Pictures are excluded. Copy exactly, and only, the lines from the one containing "Emit a component" through the one containing "const PHARMACY: Contact[]", both ends included.

Records with interface code
┄┄┄┄┄┄
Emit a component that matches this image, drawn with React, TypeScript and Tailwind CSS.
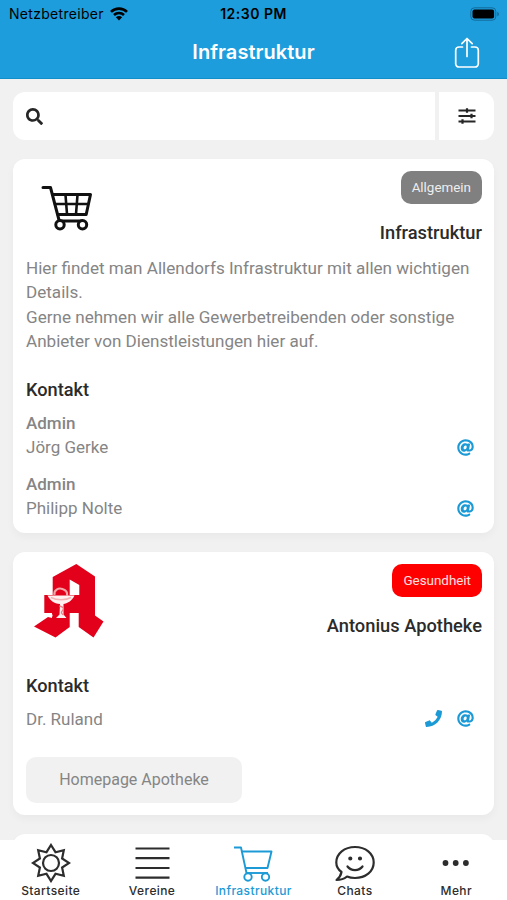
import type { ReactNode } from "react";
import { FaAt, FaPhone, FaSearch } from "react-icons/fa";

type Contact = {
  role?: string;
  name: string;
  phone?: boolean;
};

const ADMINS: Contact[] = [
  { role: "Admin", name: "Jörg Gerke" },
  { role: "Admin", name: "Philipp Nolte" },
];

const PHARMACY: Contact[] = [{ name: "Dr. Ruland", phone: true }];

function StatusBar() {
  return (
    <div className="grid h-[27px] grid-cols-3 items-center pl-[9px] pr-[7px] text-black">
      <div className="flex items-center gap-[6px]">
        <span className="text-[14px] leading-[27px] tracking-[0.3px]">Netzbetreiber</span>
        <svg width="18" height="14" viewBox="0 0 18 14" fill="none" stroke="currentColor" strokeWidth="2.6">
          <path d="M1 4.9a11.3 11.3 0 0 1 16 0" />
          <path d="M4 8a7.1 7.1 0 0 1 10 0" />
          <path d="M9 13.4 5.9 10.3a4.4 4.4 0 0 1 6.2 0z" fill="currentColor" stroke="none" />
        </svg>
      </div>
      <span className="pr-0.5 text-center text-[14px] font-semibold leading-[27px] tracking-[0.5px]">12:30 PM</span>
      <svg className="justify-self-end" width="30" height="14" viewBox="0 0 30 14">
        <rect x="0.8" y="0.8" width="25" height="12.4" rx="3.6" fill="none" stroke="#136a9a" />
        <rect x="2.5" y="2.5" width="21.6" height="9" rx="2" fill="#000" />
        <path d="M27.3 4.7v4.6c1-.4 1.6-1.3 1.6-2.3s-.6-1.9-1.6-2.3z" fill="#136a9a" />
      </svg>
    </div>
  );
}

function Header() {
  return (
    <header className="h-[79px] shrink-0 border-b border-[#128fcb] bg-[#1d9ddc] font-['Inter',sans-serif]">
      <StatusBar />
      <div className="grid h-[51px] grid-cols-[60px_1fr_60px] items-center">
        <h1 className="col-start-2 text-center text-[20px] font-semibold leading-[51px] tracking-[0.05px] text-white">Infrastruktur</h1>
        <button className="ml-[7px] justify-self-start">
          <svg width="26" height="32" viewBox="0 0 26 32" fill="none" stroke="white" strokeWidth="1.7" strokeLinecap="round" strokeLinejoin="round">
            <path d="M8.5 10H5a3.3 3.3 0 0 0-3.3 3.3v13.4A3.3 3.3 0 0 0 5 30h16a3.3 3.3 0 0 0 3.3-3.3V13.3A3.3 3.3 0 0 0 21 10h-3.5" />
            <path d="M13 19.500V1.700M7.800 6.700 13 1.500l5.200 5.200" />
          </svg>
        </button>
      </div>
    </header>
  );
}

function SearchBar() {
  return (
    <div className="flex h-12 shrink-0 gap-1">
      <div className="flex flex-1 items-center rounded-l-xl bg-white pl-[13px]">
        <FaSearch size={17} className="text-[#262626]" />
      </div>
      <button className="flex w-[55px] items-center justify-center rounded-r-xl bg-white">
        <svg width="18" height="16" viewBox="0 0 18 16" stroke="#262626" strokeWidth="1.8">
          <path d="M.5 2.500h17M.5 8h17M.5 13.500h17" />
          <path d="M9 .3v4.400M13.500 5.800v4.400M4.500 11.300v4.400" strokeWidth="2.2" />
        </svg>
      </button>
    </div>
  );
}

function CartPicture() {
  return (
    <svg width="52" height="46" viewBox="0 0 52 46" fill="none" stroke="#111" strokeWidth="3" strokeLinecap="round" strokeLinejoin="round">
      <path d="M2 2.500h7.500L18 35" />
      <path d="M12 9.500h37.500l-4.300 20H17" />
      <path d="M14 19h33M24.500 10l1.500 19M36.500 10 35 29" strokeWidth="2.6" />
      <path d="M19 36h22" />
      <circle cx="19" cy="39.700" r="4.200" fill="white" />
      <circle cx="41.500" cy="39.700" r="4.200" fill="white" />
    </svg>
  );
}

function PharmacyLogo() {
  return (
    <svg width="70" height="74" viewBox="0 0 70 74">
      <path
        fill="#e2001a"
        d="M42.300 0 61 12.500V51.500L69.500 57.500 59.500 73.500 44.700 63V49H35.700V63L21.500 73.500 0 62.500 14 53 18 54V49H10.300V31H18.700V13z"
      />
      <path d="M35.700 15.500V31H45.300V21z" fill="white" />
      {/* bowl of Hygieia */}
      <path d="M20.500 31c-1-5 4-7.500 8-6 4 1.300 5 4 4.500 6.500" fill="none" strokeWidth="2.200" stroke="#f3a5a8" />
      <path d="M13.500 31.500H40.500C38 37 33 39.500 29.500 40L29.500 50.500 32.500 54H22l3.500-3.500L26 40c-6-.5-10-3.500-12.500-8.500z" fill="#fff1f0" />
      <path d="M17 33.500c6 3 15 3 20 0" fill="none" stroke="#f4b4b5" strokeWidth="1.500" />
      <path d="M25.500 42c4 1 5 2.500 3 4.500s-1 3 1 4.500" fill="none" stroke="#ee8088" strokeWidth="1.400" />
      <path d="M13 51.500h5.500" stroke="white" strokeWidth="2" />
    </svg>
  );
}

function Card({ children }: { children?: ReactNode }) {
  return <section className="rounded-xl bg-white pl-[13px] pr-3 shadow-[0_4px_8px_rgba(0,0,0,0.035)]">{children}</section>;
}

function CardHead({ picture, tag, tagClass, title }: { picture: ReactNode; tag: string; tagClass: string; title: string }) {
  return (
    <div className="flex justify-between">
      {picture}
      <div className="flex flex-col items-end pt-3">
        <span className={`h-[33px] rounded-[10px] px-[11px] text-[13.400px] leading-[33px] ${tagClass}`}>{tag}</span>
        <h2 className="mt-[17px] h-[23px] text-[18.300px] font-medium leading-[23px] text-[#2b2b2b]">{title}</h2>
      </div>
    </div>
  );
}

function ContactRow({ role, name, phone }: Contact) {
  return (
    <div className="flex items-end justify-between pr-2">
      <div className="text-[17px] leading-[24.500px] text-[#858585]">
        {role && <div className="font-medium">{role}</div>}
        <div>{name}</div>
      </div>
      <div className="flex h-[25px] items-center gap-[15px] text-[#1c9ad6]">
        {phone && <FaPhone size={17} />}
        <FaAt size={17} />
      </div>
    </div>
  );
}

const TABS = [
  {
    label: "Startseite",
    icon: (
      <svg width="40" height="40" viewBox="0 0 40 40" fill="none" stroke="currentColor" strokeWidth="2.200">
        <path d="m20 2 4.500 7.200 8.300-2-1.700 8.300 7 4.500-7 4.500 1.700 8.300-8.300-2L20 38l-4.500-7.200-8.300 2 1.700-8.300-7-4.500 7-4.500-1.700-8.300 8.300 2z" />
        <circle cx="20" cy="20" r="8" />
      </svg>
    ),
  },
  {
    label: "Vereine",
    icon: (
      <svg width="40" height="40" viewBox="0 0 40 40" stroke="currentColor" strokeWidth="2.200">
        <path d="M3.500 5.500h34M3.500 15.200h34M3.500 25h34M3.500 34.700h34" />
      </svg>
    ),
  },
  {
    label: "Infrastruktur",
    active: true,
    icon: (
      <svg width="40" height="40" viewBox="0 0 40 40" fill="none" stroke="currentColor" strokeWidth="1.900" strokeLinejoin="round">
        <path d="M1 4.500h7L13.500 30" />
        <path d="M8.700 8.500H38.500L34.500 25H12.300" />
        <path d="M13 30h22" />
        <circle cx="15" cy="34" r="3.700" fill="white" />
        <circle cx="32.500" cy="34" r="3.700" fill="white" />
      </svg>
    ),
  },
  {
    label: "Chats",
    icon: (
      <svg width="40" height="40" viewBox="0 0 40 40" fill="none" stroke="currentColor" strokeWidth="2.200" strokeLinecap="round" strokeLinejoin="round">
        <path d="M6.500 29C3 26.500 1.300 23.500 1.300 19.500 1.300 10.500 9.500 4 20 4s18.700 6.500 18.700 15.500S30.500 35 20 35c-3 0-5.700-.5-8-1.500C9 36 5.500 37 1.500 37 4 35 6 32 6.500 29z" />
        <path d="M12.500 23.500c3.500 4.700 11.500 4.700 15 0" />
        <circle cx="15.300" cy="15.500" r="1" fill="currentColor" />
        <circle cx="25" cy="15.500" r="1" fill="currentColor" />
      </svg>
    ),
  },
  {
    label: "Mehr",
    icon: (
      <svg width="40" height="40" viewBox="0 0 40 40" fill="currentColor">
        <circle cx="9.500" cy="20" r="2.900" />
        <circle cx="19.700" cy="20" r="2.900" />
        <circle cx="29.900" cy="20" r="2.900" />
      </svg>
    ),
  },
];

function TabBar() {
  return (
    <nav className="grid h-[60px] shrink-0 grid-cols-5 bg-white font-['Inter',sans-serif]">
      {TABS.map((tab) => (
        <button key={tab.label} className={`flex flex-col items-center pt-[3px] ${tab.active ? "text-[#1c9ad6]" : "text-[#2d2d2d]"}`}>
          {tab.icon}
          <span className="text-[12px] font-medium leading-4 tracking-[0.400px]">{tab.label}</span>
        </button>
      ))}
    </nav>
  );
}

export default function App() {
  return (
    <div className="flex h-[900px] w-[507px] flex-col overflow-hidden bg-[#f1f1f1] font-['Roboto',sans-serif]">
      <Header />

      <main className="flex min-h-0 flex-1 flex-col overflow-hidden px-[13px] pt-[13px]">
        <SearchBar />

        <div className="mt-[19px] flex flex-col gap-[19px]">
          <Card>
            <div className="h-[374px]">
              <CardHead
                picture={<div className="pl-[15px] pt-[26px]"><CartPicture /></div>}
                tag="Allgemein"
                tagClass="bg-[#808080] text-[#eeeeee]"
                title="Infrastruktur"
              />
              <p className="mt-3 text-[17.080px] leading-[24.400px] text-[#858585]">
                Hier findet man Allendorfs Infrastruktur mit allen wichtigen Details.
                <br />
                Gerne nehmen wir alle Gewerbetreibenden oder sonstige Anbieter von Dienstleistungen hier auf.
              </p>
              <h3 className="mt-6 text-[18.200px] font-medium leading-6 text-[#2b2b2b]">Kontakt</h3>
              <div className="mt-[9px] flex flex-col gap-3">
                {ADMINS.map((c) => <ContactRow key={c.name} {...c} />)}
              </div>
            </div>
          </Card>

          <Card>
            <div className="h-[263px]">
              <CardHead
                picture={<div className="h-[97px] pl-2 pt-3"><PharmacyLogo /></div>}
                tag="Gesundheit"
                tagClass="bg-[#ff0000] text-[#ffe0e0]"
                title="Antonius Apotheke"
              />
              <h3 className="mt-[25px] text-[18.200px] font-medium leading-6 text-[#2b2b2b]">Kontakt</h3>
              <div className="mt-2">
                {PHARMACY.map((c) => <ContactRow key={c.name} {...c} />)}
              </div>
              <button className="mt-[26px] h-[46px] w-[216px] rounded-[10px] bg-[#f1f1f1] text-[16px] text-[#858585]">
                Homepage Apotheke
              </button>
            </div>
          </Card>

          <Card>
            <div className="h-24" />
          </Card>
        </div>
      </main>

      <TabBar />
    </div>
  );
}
┄┄┄┄┄┄
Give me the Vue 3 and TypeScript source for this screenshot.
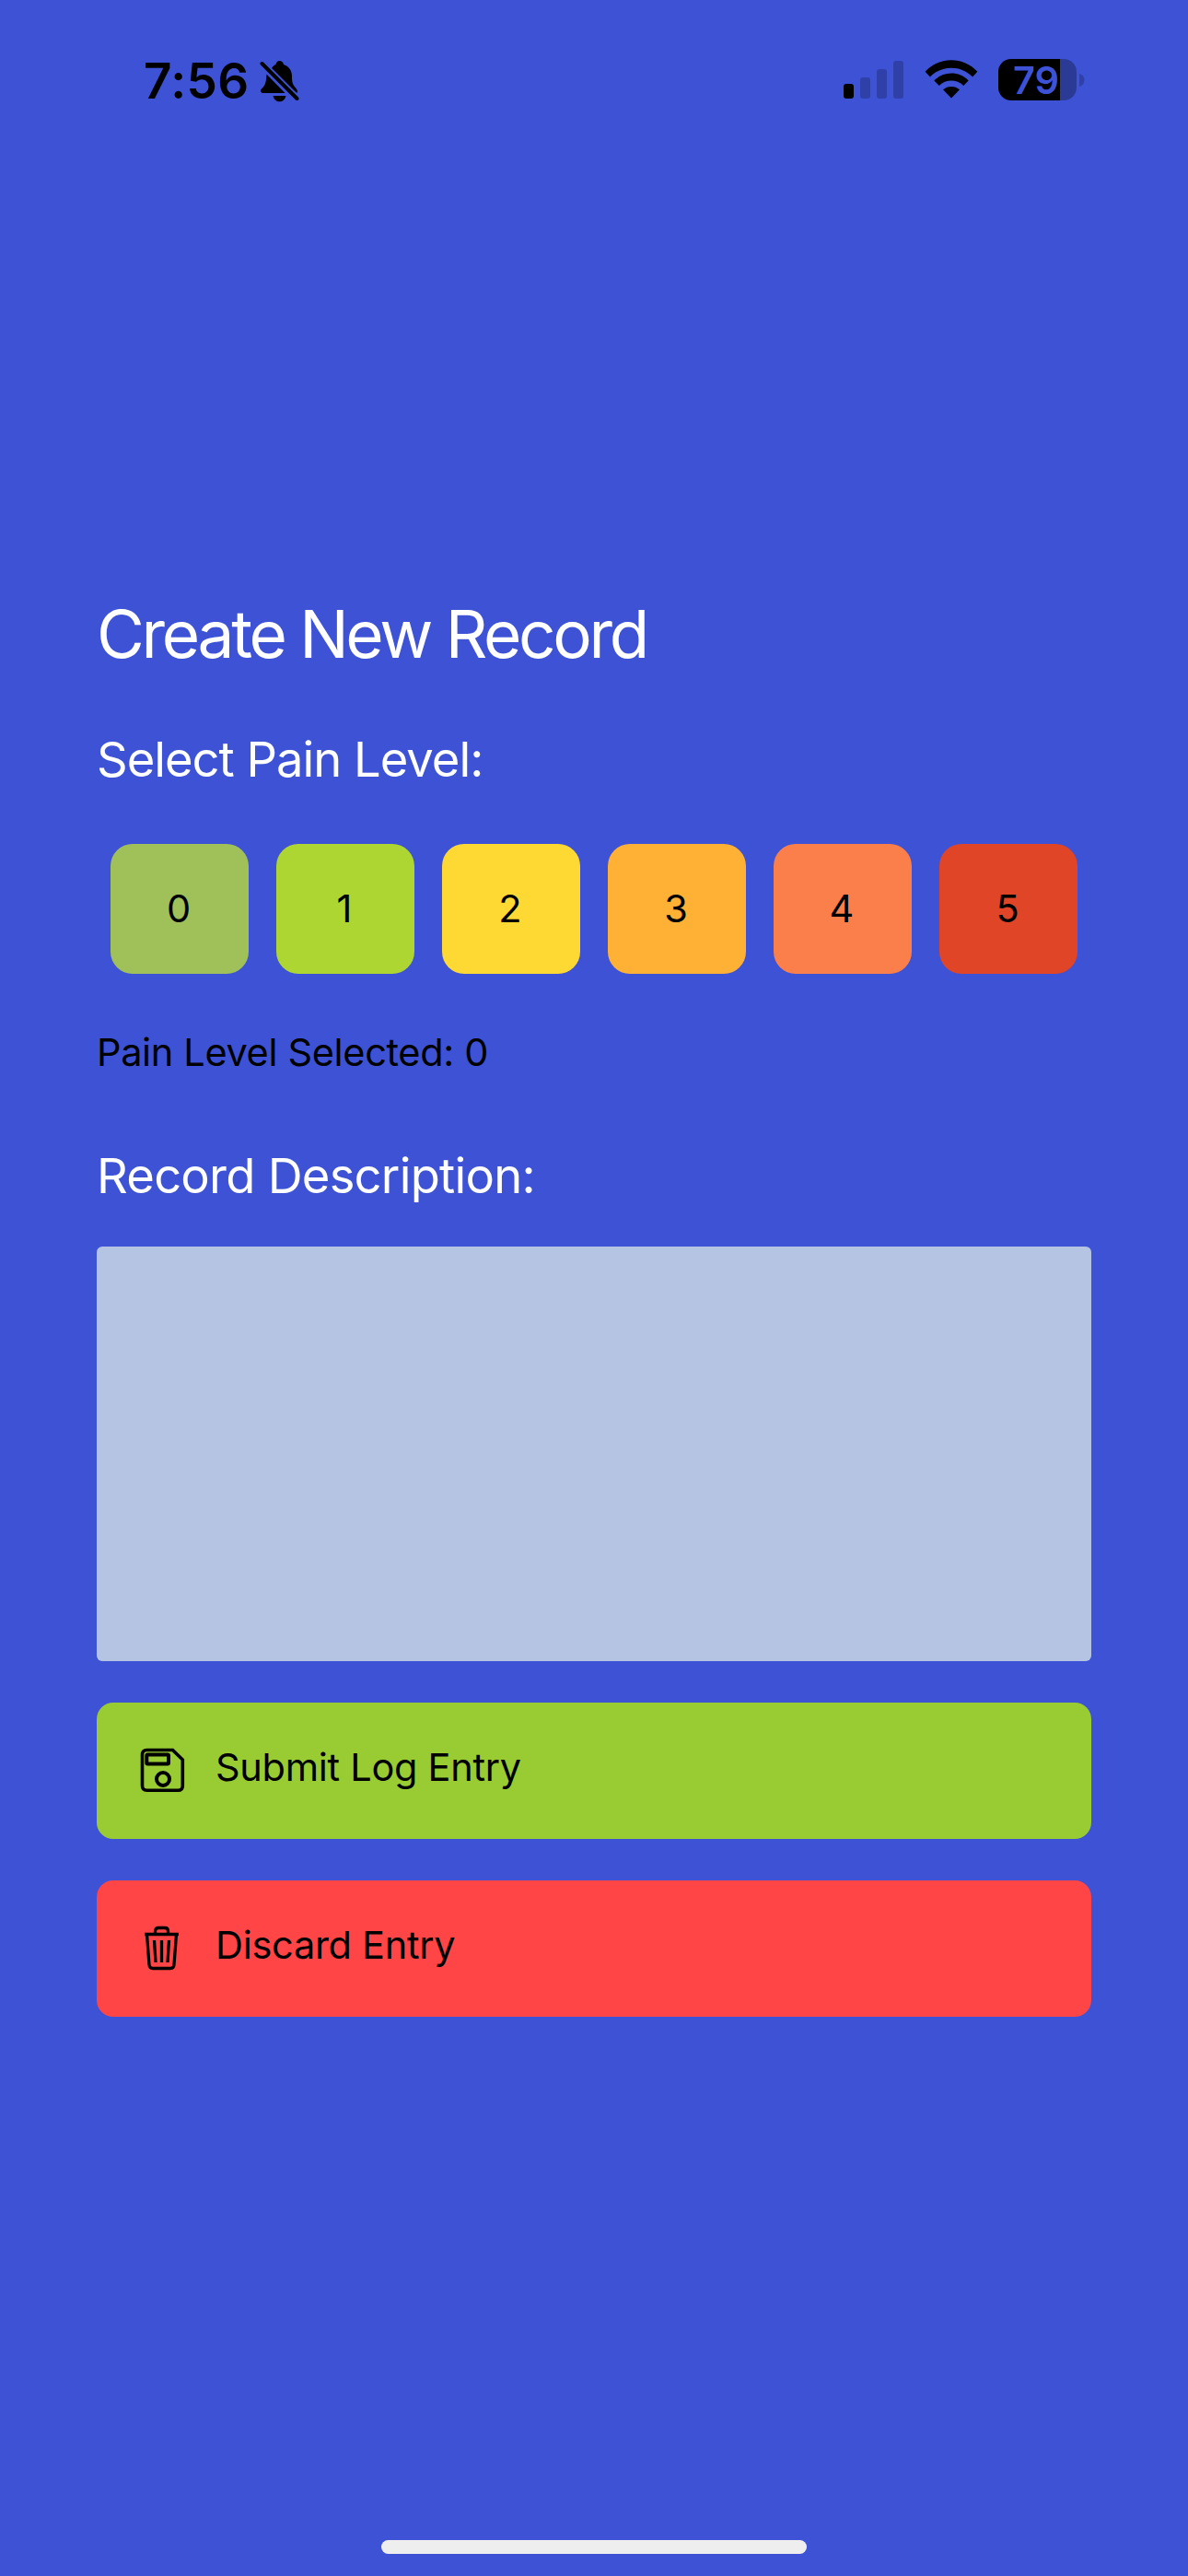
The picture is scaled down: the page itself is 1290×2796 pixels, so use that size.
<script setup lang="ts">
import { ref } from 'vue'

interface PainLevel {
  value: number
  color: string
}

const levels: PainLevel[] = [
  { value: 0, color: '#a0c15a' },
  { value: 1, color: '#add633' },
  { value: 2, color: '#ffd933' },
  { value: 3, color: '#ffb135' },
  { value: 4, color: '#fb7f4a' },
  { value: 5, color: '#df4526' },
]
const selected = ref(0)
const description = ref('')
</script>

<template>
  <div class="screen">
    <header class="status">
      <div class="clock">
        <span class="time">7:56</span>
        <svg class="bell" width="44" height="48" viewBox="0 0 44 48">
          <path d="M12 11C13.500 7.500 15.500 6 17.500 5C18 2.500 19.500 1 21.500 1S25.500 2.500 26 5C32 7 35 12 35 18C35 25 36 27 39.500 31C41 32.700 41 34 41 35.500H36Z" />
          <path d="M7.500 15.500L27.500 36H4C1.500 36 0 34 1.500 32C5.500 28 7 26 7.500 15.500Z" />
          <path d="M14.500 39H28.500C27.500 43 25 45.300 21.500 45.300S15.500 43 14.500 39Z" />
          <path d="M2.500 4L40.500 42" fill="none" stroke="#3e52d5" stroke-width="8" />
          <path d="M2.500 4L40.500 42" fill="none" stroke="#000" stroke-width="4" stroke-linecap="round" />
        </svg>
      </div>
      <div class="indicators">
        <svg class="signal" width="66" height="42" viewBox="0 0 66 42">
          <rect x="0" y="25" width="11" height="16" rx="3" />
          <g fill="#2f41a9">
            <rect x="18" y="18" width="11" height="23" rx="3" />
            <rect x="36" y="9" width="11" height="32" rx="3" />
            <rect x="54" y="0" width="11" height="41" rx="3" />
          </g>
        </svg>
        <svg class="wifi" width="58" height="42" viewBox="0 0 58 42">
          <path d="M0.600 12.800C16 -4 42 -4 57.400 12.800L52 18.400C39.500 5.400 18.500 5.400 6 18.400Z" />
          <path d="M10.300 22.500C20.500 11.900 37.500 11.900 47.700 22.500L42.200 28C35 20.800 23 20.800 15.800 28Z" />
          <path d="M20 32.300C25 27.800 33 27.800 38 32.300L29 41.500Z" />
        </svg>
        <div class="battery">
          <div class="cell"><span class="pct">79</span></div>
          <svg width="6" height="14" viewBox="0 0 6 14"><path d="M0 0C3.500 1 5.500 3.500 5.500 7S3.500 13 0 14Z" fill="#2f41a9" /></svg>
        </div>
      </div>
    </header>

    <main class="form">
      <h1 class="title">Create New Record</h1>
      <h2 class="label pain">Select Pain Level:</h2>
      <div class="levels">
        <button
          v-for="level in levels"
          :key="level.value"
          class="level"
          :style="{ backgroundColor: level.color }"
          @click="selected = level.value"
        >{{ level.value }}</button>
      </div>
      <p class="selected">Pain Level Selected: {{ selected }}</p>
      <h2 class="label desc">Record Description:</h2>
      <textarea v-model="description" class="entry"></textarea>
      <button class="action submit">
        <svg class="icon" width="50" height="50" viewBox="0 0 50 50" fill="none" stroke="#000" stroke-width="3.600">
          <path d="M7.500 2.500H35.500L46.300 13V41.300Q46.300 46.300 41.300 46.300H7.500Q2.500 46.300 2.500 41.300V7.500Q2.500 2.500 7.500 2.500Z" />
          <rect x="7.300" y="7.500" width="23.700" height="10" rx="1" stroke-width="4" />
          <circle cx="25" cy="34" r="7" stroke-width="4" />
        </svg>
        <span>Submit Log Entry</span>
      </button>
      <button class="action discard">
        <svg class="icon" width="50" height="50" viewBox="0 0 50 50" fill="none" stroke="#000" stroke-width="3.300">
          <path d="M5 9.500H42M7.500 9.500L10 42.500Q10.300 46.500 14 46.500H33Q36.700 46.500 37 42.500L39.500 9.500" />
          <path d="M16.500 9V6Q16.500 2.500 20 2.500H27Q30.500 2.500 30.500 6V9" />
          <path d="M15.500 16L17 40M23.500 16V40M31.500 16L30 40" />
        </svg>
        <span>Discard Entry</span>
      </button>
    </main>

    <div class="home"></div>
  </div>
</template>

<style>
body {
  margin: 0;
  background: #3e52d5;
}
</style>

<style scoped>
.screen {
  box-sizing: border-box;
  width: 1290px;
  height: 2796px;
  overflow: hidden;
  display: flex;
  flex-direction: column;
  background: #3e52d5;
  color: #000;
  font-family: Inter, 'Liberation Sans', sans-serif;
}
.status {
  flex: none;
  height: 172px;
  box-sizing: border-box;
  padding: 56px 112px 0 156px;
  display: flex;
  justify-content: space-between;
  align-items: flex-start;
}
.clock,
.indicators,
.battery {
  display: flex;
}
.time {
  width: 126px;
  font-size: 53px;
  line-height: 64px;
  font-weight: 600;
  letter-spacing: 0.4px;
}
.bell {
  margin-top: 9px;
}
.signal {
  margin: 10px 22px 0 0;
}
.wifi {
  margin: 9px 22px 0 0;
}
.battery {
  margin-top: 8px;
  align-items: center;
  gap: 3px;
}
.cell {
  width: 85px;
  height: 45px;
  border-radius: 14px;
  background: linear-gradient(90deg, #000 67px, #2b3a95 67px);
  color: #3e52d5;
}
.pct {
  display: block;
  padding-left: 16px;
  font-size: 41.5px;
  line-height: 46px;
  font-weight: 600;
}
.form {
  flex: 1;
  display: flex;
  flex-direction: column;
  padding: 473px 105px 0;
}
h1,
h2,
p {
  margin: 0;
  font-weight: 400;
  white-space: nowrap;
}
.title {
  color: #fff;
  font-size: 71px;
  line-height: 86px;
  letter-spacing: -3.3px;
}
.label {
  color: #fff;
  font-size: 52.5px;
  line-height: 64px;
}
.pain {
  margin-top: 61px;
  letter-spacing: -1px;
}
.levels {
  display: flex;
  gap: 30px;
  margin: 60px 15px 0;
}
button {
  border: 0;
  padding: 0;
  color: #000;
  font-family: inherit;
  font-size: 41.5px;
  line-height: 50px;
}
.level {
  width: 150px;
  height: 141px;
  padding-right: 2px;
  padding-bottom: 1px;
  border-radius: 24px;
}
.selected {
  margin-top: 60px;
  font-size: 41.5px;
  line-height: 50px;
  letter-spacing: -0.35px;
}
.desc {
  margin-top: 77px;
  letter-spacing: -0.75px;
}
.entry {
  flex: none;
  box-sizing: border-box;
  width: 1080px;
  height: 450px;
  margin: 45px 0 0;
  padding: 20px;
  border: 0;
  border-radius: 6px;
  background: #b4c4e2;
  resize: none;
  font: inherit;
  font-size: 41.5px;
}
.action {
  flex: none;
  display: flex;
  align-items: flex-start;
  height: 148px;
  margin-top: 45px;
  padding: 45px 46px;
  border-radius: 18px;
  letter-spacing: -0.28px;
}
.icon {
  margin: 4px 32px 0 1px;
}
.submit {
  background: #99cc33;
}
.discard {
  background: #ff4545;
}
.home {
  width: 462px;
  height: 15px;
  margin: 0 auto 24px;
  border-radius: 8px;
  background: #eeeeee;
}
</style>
┄┄┄┄┄┄
### OUTPUT
Emit a component that matches this image, drawn with React, TypeScript and Tailwind CSS.
import type { ReactNode } from "react";
import { FaAt, FaPhone, FaSearch } from "react-icons/fa";

type Contact = {
  role?: string;
  name: string;
  phone?: boolean;
};

const ADMINS: Contact[] = [
  { role: "Admin", name: "Jörg Gerke" },
  { role: "Admin", name: "Philipp Nolte" },
];

const PHARMACY: Contact[] = [{ name: "Dr. Ruland", phone: true }];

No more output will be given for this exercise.